Александр Кузин и его артисты (кстати, выпускники его актерского курса) нигде не впадают в чрезмерный мелодраматический пафос. Отношения Карлы и Гельвера все острее строятся на контрасте: рассказы Гельвера больше похожи на азартные и страшные игры мальчишки в солдатиков. А Карла делается все сдержаннее, уходит в себя, пряча растерянность, и напряженно ищет спасения из этого падения в бездну.
За окном — рев толпы, вопли ужаса и нацистские бравурные мелодии над ночным взбудораженным городом. Карла понимает, к чему всё идет. Она собирает все деньги и учит слабого умом, но поддающегося воздействию сына, как пробраться на вокзал, купить билет и уехать к тому, кто спрячет и спасет Гельвера – замечательно проведенная обоими артистами сдержанная сцена последнего «урока» и прощания. Но Гельвер возвращается – избитый, окровавленный. Рассказывая, что из погрома «дебилов» его вытолкнул его друг-молодой нацист, шепнув: уезжай!.. скоро они придут за тобой.
Автор пьесы тут не погрешил и против одной из вечных противоречивых правд человечьего свойства: боящиеся за себя и своё благополучие, примыкают к сильнейшим, участвуют в самых ужасных их деяниях… но порой, рискуя, пытаются предупредить и спасти тех, кто им все ещё дорог.
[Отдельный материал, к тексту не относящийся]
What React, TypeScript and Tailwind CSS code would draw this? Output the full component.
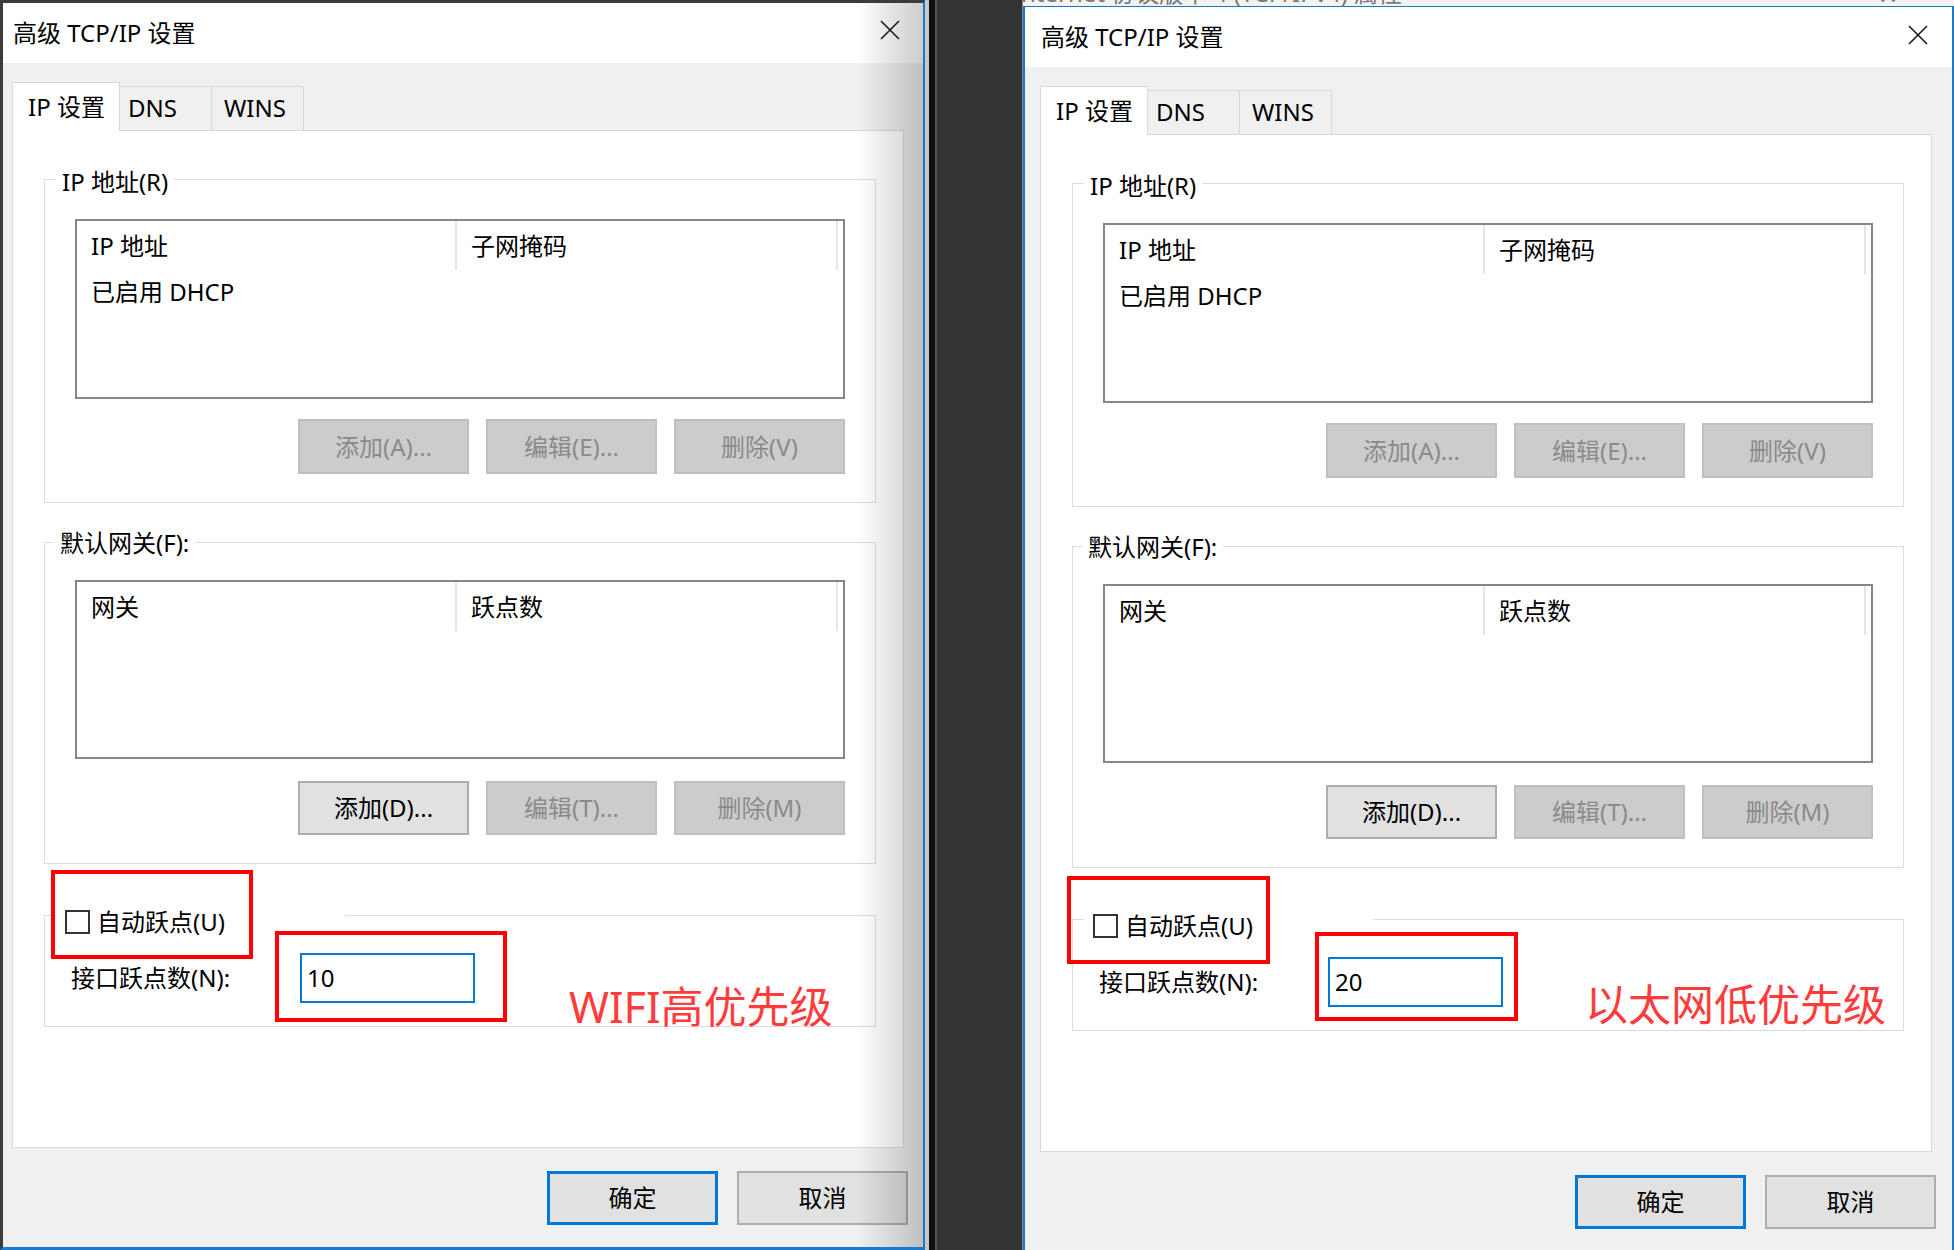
function CloseIcon() {
  return (
    <svg width="20" height="20" viewBox="0 0 20 20" className="block">
      <path d="M1 1L19 19M19 1L1 19" stroke="#1a1a1a" strokeWidth="1.6" />
    </svg>
  )
}

type BtnState = 'disabled' | 'normal' | 'default'

function Button({ label, state, h = 'h-[55px]' }: { label: string; state: BtnState; h?: string }) {
  const look =
    state === 'disabled'
      ? 'bg-[#cccccc] border-2 border-[#bfbfbf] text-[#8a8a8a]'
      : state === 'default'
        ? 'bg-[#e1e1e1] border-[3px] border-[#0078d7] text-black'
        : 'bg-[#e1e1e1] border-2 border-[#adadad] text-black'
  return (
    <div className={`flex w-[171px] items-center justify-center leading-[24px] ${h} ${look}`}>
      {label}
    </div>
  )
}

function ListView({ a, b, row, h }: { a: string; b: string; row?: string; h: string }) {
  return (
    <div className={`border-2 border-[#828790] bg-white ${h}`}>
      <div className="flex h-[49px]">
        <div className="flex w-[380px] items-center border-r-2 border-[#e5e5e5] pl-[14px]">{a}</div>
        <div className="flex w-[381px] items-center border-r-2 border-[#e5e5e5] pl-[14px]">{b}</div>
      </div>
      {row && <div className="pl-[14px] pt-[10px] leading-[24px]">{row}</div>}
    </div>
  )
}

function GroupBox({
  legend,
  legendLeft,
  legendTop,
  className,
  children,
}: {
  legend: string
  legendLeft: string
  legendTop: string
  className: string
  children: React.ReactNode
}) {
  return (
    <div className={`relative border border-[#dcdcdc] ${className}`}>
      <div className={`absolute bg-white px-[6px] leading-[24px] ${legendLeft} ${legendTop}`}>{legend}</div>
      {children}
    </div>
  )
}

function DialogBody({ metric }: { metric: string }) {
  return (
    <div className="flex flex-1 flex-col bg-[#f0f0f0]">
      {/* tabs */}
      <div className="flex h-[48px] items-end">
        <div className="relative z-10 -mb-px h-[49px] w-[108px] border border-b-0 border-[#d9d9d9] bg-white pl-[15px] pt-[12px] leading-[24px]">
          IP 设置
        </div>
        <div className="-ml-px h-[44px] w-[93px] border border-b-0 border-[#d9d9d9] bg-[#f0f0f0] pl-[8px] pt-[9px] leading-[24px]">
          DNS
        </div>
        <div className="-ml-px h-[44px] w-[93px] border border-b-0 border-[#d9d9d9] bg-[#f0f0f0] pl-[12px] pt-[9px] leading-[24px]">
          WINS
        </div>
      </div>

      {/* tab page */}
      <div className="flex h-[1018px] w-[892px] flex-col border border-[#d9d9d9] bg-white pl-[31px] pt-[48px]">
        <GroupBox
          legend="IP 地址(R)"
          legendLeft="left-[11px]"
          legendTop="top-[-10px]"
          className="w-[832px] px-[30px] pb-[28px] pt-[39px]"
        >
          <ListView a="IP 地址" b="子网掩码" row="已启用 DHCP" h="h-[180px]" />
          <div className="mt-[20px] flex justify-end gap-[17px]">
            <Button label="添加(A)..." state="disabled" />
            <Button label="编辑(E)..." state="disabled" />
            <Button label="删除(V)" state="disabled" />
          </div>
        </GroupBox>

        <GroupBox
          legend="默认网关(F):"
          legendLeft="left-[9px]"
          legendTop="top-[-12px]"
          className="mt-[39px] w-[832px] px-[30px] pb-[28px] pt-[37px]"
        >
          <ListView a="网关" b="跃点数" h="h-[179px]" />
          <div className="mt-[22px] flex justify-end gap-[17px]">
            <Button label="添加(D)..." state="normal" h="h-[54px]" />
            <Button label="编辑(T)..." state="disabled" h="h-[54px]" />
            <Button label="删除(M)" state="disabled" h="h-[54px]" />
          </div>
        </GroupBox>

        <div className="relative mt-[51px] w-[832px] border border-[#dcdcdc] pb-[23px] pl-[26px] pt-[37px]">
          <div className="absolute left-[11px] top-[-9px] flex h-[30px] w-[289px] items-center gap-[7px] bg-white pl-[9px]">
            <div className="h-[24px] w-[25px] border-2 border-[#333333] bg-white" />
            <span className="leading-[24px]">自动跃点(U)</span>
          </div>
          <div className="flex items-center">
            <div className="w-[229px] leading-[24px]">接口跃点数(N):</div>
            <div className="flex h-[50px] w-[175px] items-center border-2 border-[#0078d7] pl-[5px] leading-[24px]">
              {metric}
            </div>
          </div>
        </div>
      </div>

      {/* dialog buttons */}
      <div className="-mr-[4px] mt-[23px] flex justify-end gap-[19px]">
        <Button label="确定" state="default" h="h-[54px]" />
        <Button label="取消" state="normal" h="h-[54px]" />
      </div>
    </div>
  )
}

export default function App() {
  return (
    <div className="relative flex h-[1250px] w-[1954px] overflow-hidden bg-[#333333] font-['Noto_Sans','Noto_Sans_CJK_SC',sans-serif] text-[24px] text-black">
      {/* left dialog */}
      <div className="relative flex h-[1250px] w-[925px] shrink-0 flex-col border-b-[3px] border-l-[3px] border-r-2 border-t-[3px] border-b-[#1979ca] border-l-[#3b3b3b] border-r-[#1979ca] border-t-[#3b3b3b]">
        <div className="flex h-[60px] items-center justify-between bg-white pl-[10px] pr-[23px]">
          <span className="leading-[24px]">高级 TCP/IP 设置</span>
          <div className="mb-[6px]">
            <CloseIcon />
          </div>
        </div>
        <div className="flex flex-1 flex-col bg-[#f0f0f0] pl-[9px] pr-[19px] pt-[19px]">
          <DialogBody metric="10" />
        </div>
        <div className="pointer-events-none absolute bottom-0 right-0 top-0 w-[66px] bg-linear-to-r from-transparent to-black/20" />
      </div>

      {/* desktop gap */}
      <div className="flex w-[98px] shrink-0">
        <div className="w-[4px] bg-[#c9c9c9]" />
        <div className="w-[6px] bg-[#111111]" />
        <div className="w-[2px] bg-[#555555]" />
        <div className="flex-1 bg-[#333333]" />
        <div className="w-px bg-[#8c8c8c]" />
      </div>

      {/* right dialog */}
      <div className="flex h-[1250px] w-[931px] shrink-0 flex-col">
        <div className="relative h-[6px] overflow-hidden bg-[#f2f2f2]">
          <span className="absolute left-[-2px] top-[-19px] whitespace-nowrap leading-[24px] text-[#7a7a7a]">
            nternet 协议版本 4 (TCP/IPv4) 属性
          </span>
          <span className="absolute left-[855px] top-[-17px] leading-[24px] text-[#7a7a7a]">✕</span>
        </div>
        <div className="flex flex-1 flex-col border-l-2 border-r-2 border-t border-[#1979ca]">
          <div className="flex h-[60px] items-center justify-between bg-white pl-[16px] pr-[24px]">
            <span className="leading-[24px]">高级 TCP/IP 设置</span>
            <div className="mb-[4px]">
              <CloseIcon />
            </div>
          </div>
          <div className="flex flex-1 flex-col bg-[#f0f0f0] pl-[15px] pr-[20px] pt-[19px]">
            <DialogBody metric="20" />
          </div>
        </div>
      </div>

      {/* red annotations */}
      <div className="absolute left-[51px] top-[870px] h-[89px] w-[202px] border-4 border-[#ff0000]" />
      <div className="absolute left-[275px] top-[931px] h-[91px] w-[232px] border-4 border-[#ff0000]" />
      <div className="absolute left-[569px] top-[985px] whitespace-nowrap text-[43px] leading-[43px] text-[#ff3b3b]">
        WIFI高优先级
      </div>
      <div className="absolute left-[1067px] top-[876px] h-[88px] w-[203px] border-4 border-[#ff0000]" />
      <div className="absolute left-[1315px] top-[932px] h-[89px] w-[203px] border-4 border-[#ff0000]" />
      <div className="absolute left-[1585px] top-[983px] whitespace-nowrap text-[43px] leading-[43px] text-[#ff3b3b]">
        以太网低优先级
      </div>
    </div>
  )
}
Режиссер строит эту предфинальную сцену сдержанно, лаконично, на полутонах и нюансах. И актеры — Надежда Филиппова и Станислав Буров – с полным пониманием происходящего, подводят нас к неизбежности того, чем должен – как единственным выходом в освобождение – завершиться этот сюжет.
Утешая сына, Карла предлагает выспаться, а для этого выпить успокаивающие таблетки. Лаской, игрой, шуткой она заставляет Гельвера принять смертельную дозу лекарств – и, поддерживая эту «игру», сама тоже «выпивает смерть».
Автор пьесы мог бы сказать, как Тиль Уленшпигель: «пепел Клааса стучит в моё сердце!» Режиссер Александр Кузин (его спектакли хорошо знают и любят в столицах, в других городах России).и его актеры могли бы подписаться под этими словами.